Did you ever try and sign The Smiths?
"No. I was very close to The Smiths. I was very close to Morrissey. Morrissey was part of that little punk scene until 77 and there was a social whirl around a house called 35 Mayfield Road where Steven partially lived and where Linder lived, who was Howard Devoto's girlfriend and also still today is Morrissey's best friend. But I treated Steven, he was our genius writer. He was the speccy kid in the corner, the clever little swotty outsider boy, and very brilliant. My first contact with him was when he sent me as a schoolboy, a battered New York Dolls album sleeve and said 'Dear Mr Wilson, why can't there be more bands on television like this?' so I knew him and I actually was encouraging his writing. He wrote a fantastic short play about eating toast and I think he gave it to me and I lost it.
Then, at some point, whenever it was in 1980, he phoned me up and said would you come and see me. I drove out to King's Road, Stretford, to his mum's house, went to his bedroom upstairs and sat on the edge of the bed while he sat on the chair, surrounded by James Dean posters and he informed me that he'd decided to become a pop star. I sort of went 'well Steven that's very interesting', and inside I was thinking 'you must be fucking joking'. The least likely, you're off your fucking head. Completely in my mind, absolutely, the least likely rock n roll star imaginable in the universe.
So then obviously we were all part of a group of mutual friends and I can remember saying this same thing to Richard Boon, my mate who manages the Buzzcocks, and about four or five months later the two of us went to a gig in the Manhattan Club in Manchester. I think it was probably the Smiths' first or second gig and as we walked out, I was blown away, it was fantastic, and he said 'what do you think?', and I said 'I take it back completely, he's amazing'.
However, at that point in time Factory had gone through its wonder days of 78, 79 and we were now in late 1980 and into early 81. This is pre 'Blue Monday'. We weren't selling records, we were useless, we'd lost our plot and I was very depressed by the company. I had a band called Stockholm Monsters, I couldn't sell Stockholm Monsters records and I thought fine and my honest approach was, I'm not going to saddle Steven with this pile of shit, with Factory when it's shit. So I didn't even pursue it. I said to him 'I wouldn't be any use to you'. That was my version of why I didn't sign the Smiths. I know the Smiths have their version. Everyone has.
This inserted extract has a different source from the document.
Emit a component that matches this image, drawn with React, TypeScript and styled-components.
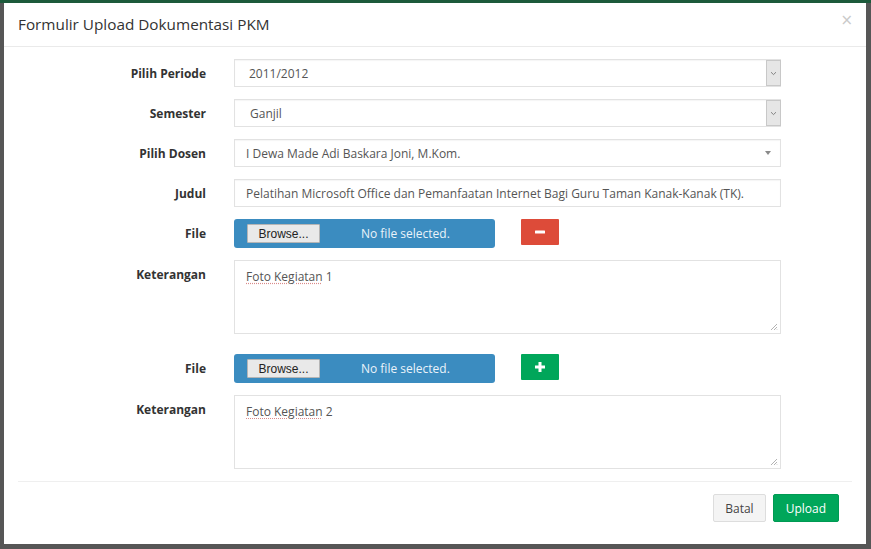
import React from "react";
import styled, { createGlobalStyle } from "styled-components";

const Global = createGlobalStyle`
  html, body { margin: 0; padding: 0; }
  body {
    background: #565656;
    font-family: "Open Sans", "Liberation Sans", Arial, sans-serif;
    width: 871px;
    height: 549px;
    overflow: hidden;
  }
`;

const Backdrop = styled.div`
  width: 871px;
  height: 549px;
  box-sizing: border-box;
  border-top: 3px solid #1c5a3b;
  padding: 0 5px 5px 4px;
  display: flex;
`;

const Modal = styled.div`
  width: 862px;
  height: 541px;
  background: #fff;
  display: flex;
  flex-direction: column;
`;

const Header = styled.div`
  height: 44px;
  box-sizing: border-box;
  border-bottom: 1px solid #eaeaea;
  display: flex;
  align-items: center;
  justify-content: space-between;
  padding: 0 13px 2px 14px;
`;

const Title = styled.h4`
  margin: 0;
  font-size: 15.3px;
  font-weight: 400;
  color: #333;
`;

const Close = styled.span`
  color: #cacaca;
  font-size: 15px;
  line-height: 1;
  margin-top: -6px;
  font-family: "DejaVu Sans", sans-serif;
`;

const Body = styled.div`
  padding: 12px 0 0 0;
  display: flex;
  flex-direction: column;
  gap: 12px;
`;

const Row = styled.div<{ $gapTop?: number }>`
  display: grid;
  grid-template-columns: 202px 547px;
  column-gap: 28px;
  margin-top: ${(p) => p.$gapTop ?? 0}px;
`;

const Label = styled.label`
  text-align: right;
  font-size: 12px;
  font-weight: 700;
  color: #333;
  padding-top: 7px;
  line-height: 16px;
`;

const Field = styled.div<{ $select?: boolean }>`
  height: 28px;
  box-sizing: border-box;
  border: 1px solid #e2e2e2;
  box-shadow: inset 0 1px 1px rgba(0, 0, 0, 0.04);
  background: #fff;
  display: flex;
  align-items: center;
  font-size: 12px;
  color: #555;
  padding-left: ${(p) => (p.$select ? 0 : 11)}px;
`;

const FieldText = styled.span<{ $indent?: number }>`
  flex: 1;
  padding-left: ${(p) => p.$indent ?? 0}px;
  white-space: nowrap;
  overflow: hidden;
`;

const NativeArrow = styled.span`
  width: 15px;
  height: 26px;
  box-sizing: border-box;
  margin-right: -1px;
  background: #e6e6e6;
  border: 1px solid #c8c8c8;
  display: flex;
  align-items: center;
  justify-content: center;
`;

const Caret = styled.span`
  width: 0;
  height: 0;
  border-left: 3.5px solid transparent;
  border-right: 3.5px solid transparent;
  border-top: 4px solid #8a8a8a;
  margin-right: 9px;
`;

const FileLine = styled.div`
  display: flex;
  align-items: flex-start;
  gap: 26px;
`;

const FileBox = styled.div`
  width: 261px;
  height: 29px;
  box-sizing: border-box;
  background: #3b8cc0;
  border-radius: 3px;
  display: flex;
  align-items: center;
  padding-left: 13px;
`;

const Browse = styled.span`
  width: 73px;
  height: 19px;
  box-sizing: border-box;
  background: #e9e9e9;
  border: 1px solid #b5b5b5;
  border-radius: 1px;
  font-size: 12px;
  color: #222;
  display: flex;
  align-items: center;
  justify-content: center;
  font-family: "Liberation Sans", Arial, sans-serif;
`;

const NoFile = styled.span`
  margin-left: 41px;
  font-size: 12px;
  color: #eaf3fa;
`;

const IconButton = styled.span<{ $bg: string }>`
  width: 38px;
  height: 26px;
  background: ${(p) => p.$bg};
  display: flex;
  align-items: center;
  justify-content: center;
  border-radius: 1px;
`;

const TextBox = styled.div`
  height: 74px;
  box-sizing: border-box;
  border: 1px solid #e2e2e2;
  position: relative;
  padding: 7px 11px;
  font-size: 12px;
  color: #555;
`;

const Misspelled = styled.span`
  text-decoration: underline dotted #d98b8b;
  text-underline-offset: 2px;
`;

const Grip = styled.svg`
  position: absolute;
  right: 2px;
  bottom: 2px;
`;

const Footer = styled.div`
  margin: 12px 14px 0;
  border-top: 1px solid #efefef;
  display: flex;
  justify-content: flex-end;
  gap: 7px;
  padding: 12px 13px 0 0;
`;

const Btn = styled.button<{ $primary?: boolean }>`
  height: 28px;
  padding: 0 ${(p) => (p.$primary ? 12 : 11)}px;
  border-radius: 2px;
  border: 1px solid ${(p) => (p.$primary ? "#009a53" : "#ddd")};
  background: ${(p) => (p.$primary ? "#00a65a" : "#f4f4f4")};
  color: ${(p) => (p.$primary ? "#fff" : "#444")};
  font-family: "Open Sans", "Liberation Sans", Arial, sans-serif;
  font-size: 12px;
  cursor: pointer;
`;

const Chevron = () => (
  <svg width="7" height="5" viewBox="0 0 7 5">
    <path d="M1 1.2 L3.5 3.6 L6 1.2" fill="none" stroke="#777" strokeWidth="0.9" />
  </svg>
);

const ResizeGrip = () => (
  <Grip width="8" height="8" viewBox="0 0 8 8">
    <path d="M7 1 L1 7 M7 4 L4 7 M7 6.5 L6.5 7" stroke="#aaa" strokeWidth="0.9" />
  </Grip>
);

const Minus = () => (
  <svg width="10" height="10" viewBox="0 0 10 10">
    <rect x="0" y="3.5" width="10" height="3" rx="0.5" fill="#fff" />
  </svg>
);

const Plus = () => (
  <svg width="10" height="10" viewBox="0 0 10 10">
    <rect x="0" y="3.5" width="10" height="3" fill="#fff" />
    <rect x="3.5" y="0" width="3" height="10" fill="#fff" />
  </svg>
);

const FileGroup = ({ n, first }: { n: number; first: boolean }) => (
  <>
    <Row $gapTop={first ? 0 : 8}>
      <Label>File</Label>
      <FileLine>
        <FileBox>
          <Browse>Browse...</Browse>
          <NoFile>No file selected.</NoFile>
        </FileBox>
        <IconButton $bg={first ? "#dd4b39" : "#00a65a"}>
          {first ? <Minus /> : <Plus />}
        </IconButton>
      </FileLine>
    </Row>
    <Row>
      <Label>Keterangan</Label>
      <TextBox>
        <Misspelled>Foto Kegiatan</Misspelled> {n}
        <ResizeGrip />
      </TextBox>
    </Row>
  </>
);

export default function App() {
  return (
    <>
      <Global />
      <Backdrop>
        <Modal>
          <Header>
            <Title>Formulir Upload Dokumentasi PKM</Title>
            <Close>×</Close>
          </Header>
          <Body>
            <Row>
              <Label>Pilih Periode</Label>
              <Field $select>
                <FieldText $indent={14}>2011/2012</FieldText>
                <NativeArrow>
                  <Chevron />
                </NativeArrow>
              </Field>
            </Row>
            <Row>
              <Label>Semester</Label>
              <Field $select>
                <FieldText $indent={15}>Ganjil</FieldText>
                <NativeArrow>
                  <Chevron />
                </NativeArrow>
              </Field>
            </Row>
            <Row>
              <Label>Pilih Dosen</Label>
              <Field $select>
                <FieldText $indent={11}>I Dewa Made Adi Baskara Joni, M.Kom.</FieldText>
                <Caret />
              </Field>
            </Row>
            <Row>
              <Label>Judul</Label>
              <Field>
                <FieldText>
                  Pelatihan Microsoft Office dan Pemanfaatan Internet Bagi Guru Taman Kanak-Kanak (TK).
                </FieldText>
              </Field>
            </Row>
            <FileGroup n={1} first />
            <FileGroup n={2} first={false} />
          </Body>
          <Footer>
            <Btn>Batal</Btn>
            <Btn $primary>Upload</Btn>
          </Footer>
        </Modal>
      </Backdrop>
    </>
  );
}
Do you regret not signing them?
"Not at all. Not for one moment. Oasis have their version of why I didn't sign Oasis. Everyone has their own version of these stories. Part of the fun of the movie ['24 Hour Party People'] is it messes around all these things. Morrissey and The Smiths was part of the movie, quite a large part of the second draft. The other bit was, though, the main memory I have of that point was that Rob Gretton wouldn't sign them. He'd tell them, 'because your demo's shit. Do another demo'. Which it was. The fact that Rob Gretton was wondering around Manchester, shouting at anyone he'd meet, 'The Smiths are the new Beatles', because he was a massive fun. 'But your demo's shit we're not signing you'. Which is typical Rob. About a year and a half later, Pinnacle records went bankrupt and three months later was bought up by Steve Mason and resurfaces, but Rough Trade survived through that period. If The Smiths had not been on Rough Trade, Rough Trade would not have survived. If Rough Trade would have gone down in 82 when Pinnacle went down, it would have all been over. So in some strange historical way, The Smiths being on Rough Trade was the economic safety net for the British independent record movement.
Is it true that Morrissey pulled music from the '24 Hour Party People'?
"I don't know. I've no idea. It wouldn't surprise me one little bit because he's a miserable git. Also, he would have broken my heart. He's a very talented boy, but he's actually one of the most miserable. . . he's actually, let's be really honest about it, he's actually a nasty person, as a human being. As was John Lennon. Because he treats good human beings who help him - this isn't me, I've never helped him, I'm fond of him because I'm fond of his talent and his creativity - he treats excellent good human beings who try to help him like pieces of dog dirt. He tramples on them. It's not his fault, he's just a terribly unpleasant human being, in terms of pure human values, he is not a nice person."
Why do you think he's like that?
"I've no idea. Some people are nasty people. One of the things was, from the beginning, very cleverly, when he was doing his second gig, he behaved like he was Little Richard, like a major pop star. With that arrogance, with that treatment of other people. That was his thing and it worked. But he's a miserable, he's not a nice human being."